私は3回目のエキスパンダー抜去手術が一番悲しかった。頑張ればどうにかなるという次元でなく、再建そのものを断念しなくてはならなかったわけだから。他の人は大丈夫なことがどうして自分は駄目なんだろうと、理不尽な思いで押しつぶされそうだった。同じ場所に何度もメスを入れるということは、身体には新たな傷跡は残さなくても、癒えないままの心の奥の傷をさらに深く深くえぐっていくのだ。そして、この傷は医師からは決して見えない。
私はS先生の患者だったおかげで比較的スムーズに自家組織再建へ移行していけたけれど、たいていの場合そう簡単にはいかない。異物拒絶反応が極端に強い人は少ないながらも一定数いると思う。一度目は本当に術後感染や創感染なのかもしれないけど、繰り返すようならきっと違う。そういうことがきちんと周知されていれば、この女性はここまで深く傷つかずにすんだかもしれない。

特集の最後は、インプラントでの再建専門のブレストサージャリークリニックの岩平先生のコメントで締めくくられていた。年間の再建件数は数百件を超えるという大ベテランの先生の元には、患者からのトラブル相談件数が引きも切らず、特に今年の10月頃から爆発的に増えているという。つまり7月末の保険適用と同時に再建手術を行う医療機関が急増した結果、技術を伴わない医師による手術も急増したということに他ならない。
保険適用で乳房再建手術を行うためには専門の学会で講習を受ける必要があるそうだが、これまで3回の講習会──それも2時間の座学だけの講習で、800人もの外科医が認定を受けたそうだ。それだけで実際に手術するのは怖いからもっと充実した内容をと求める声も多いそうだけど、「なんだ、こんなもんか」と見よう見まねで手術してしまう医師もいるだろう。

これは別の専門誌で読んだ記事なのだが、岩平医師のところに持ち込まれ始めたトラブルのほとんどが、信じられないことに「エキスパンダーが正しく挿入されていない」なのだそうだ。上下が逆というのが一番多く、大胸筋の下ではなく上に入れられてしまっていることもしばしばあるらしい。なんと裏返しに挿入されていたというびっくりな事例まであるという。水注入のための弁を裏側にしてしまって、いったいどうやって膨らましていくつもり? 注入弁以外の場所から針刺したらエキスパンダー破れるよね? あまりにもお粗末で乱暴な話だ。
それぞれの乳房の大きさや形に適したエキスパンダーが選択されていないこともザラで、健側の胸と対称位置にになっていないことも多いそうだ。
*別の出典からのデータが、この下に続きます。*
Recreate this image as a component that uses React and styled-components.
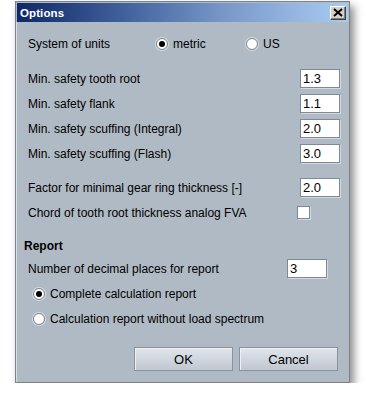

一番の問題点は、シリコンインプラントを入れさえすれば即座に綺麗な乳房が出来上がるのだと、患者自身が安直に思っていること。さらに問題なのは、同じように思い込んでいる医師も少なからずいること。そもそもベースの乳房の上にボリュームを補っていくだけの豊胸手術と、土台から乳房を作り上げる再建手術とは似て非なるものだ。とりあえずシリコンを入れれば胸の膨らみにはなるだろうけれど、ワンタッチで綺麗な乳房が出来上がるわけではない。
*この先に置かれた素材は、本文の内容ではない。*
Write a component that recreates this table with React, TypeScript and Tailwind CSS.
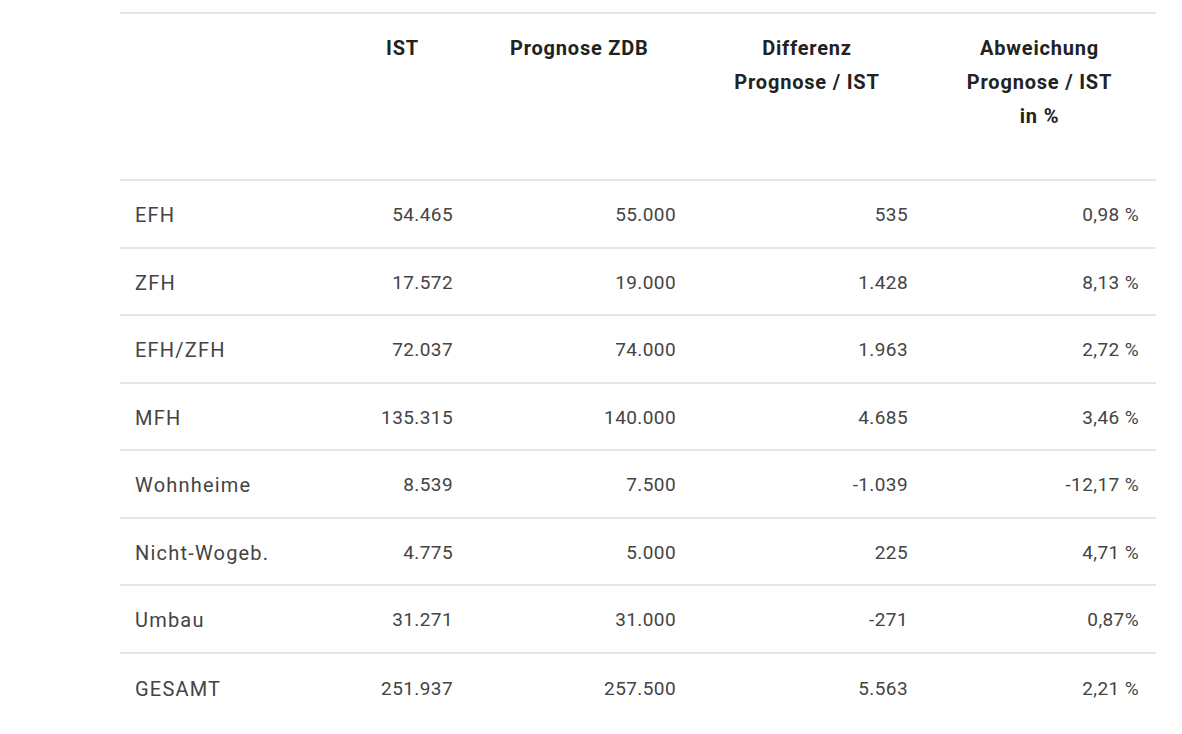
import React from "react";

const rows: [string, string, string, string, string][] = [
  ["EFH", "54.465", "55.000", "535", "0,98 %"],
  ["ZFH", "17.572", "19.000", "1.428", "8,13 %"],
  ["EFH/ZFH", "72.037", "74.000", "1.963", "2,72 %"],
  ["MFH", "135.315", "140.000", "4.685", "3,46 %"],
  ["Wohnheime", "8.539", "7.500", "-1.039", "-12,17 %"],
  ["Nicht-Wogeb.", "4.775", "5.000", "225", "4,71 %"],
  ["Umbau", "31.271", "31.000", "-271", "0,87%"],
  ["GESAMT", "251.937", "257.500", "5.563", "2,21 %"],
];

export default function App() {
  return (
    <div
      className="w-[1182px] h-[734px] bg-white overflow-hidden"
      style={{ fontFamily: "Roboto, 'Liberation Sans', sans-serif" }}
    >
      <div className="ml-[120px] mt-[12px] w-[1036px] border-t-2 border-[#e6e6e6]">
        <div className="grid grid-cols-[251px_124px_196px_232px_233px] h-[167px] border-b-2 border-[#e6e6e6] text-[20px] font-bold text-[#222] leading-[34px] tracking-[0.8px] pt-[17px]">
          <div />
          <div className="pl-[15px]">IST</div>
          <div className="pl-[15px]">Prognose ZDB</div>
          <div className="text-center">
            Differenz
            <br />
            Prognose / IST
          </div>
          <div className="text-center">
            Abweichung
            <br />
            Prognose / IST
            <br />
            in %
          </div>
        </div>
        {rows.map((r, i) => (
          <div
            key={r[0]}
            className={
              "grid grid-cols-[251px_124px_196px_232px_233px] h-[67.5px] items-center pt-[3px] text-[19px] text-[#444] tracking-[0.4px] " +
              (i < rows.length - 1 ? "border-b-2 border-[#e6e6e6]" : "")
            }
          >
            <div className="pl-[15px] text-[20px] tracking-[1.2px]">{r[0]}</div>
            <div className="text-right pr-[42px]">{r[1]}</div>
            <div className="text-right pr-[15px]">{r[2]}</div>
            <div className="text-right pr-[15px]">{r[3]}</div>
            <div className="text-right pr-[17px]">{r[4]}</div>
          </div>
        ))}
      </div>
    </div>
  );
}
人工乳房の再建が保険適用になったことで、確かに再建へのハードルは思い切り低くなったが、さまざまなトラブルの危険性までもが低くなったわけではないのだ。でも、いくつになっても術後何年経っていても、誰にでも再び乳房を取り戻す権利はあるのだから。医療関係者だけでなく患者自身もきちんと自覚して慎重になってほしいと思う。ひとりでも多くの人が安全に綺麗な乳房を取り戻せますように……。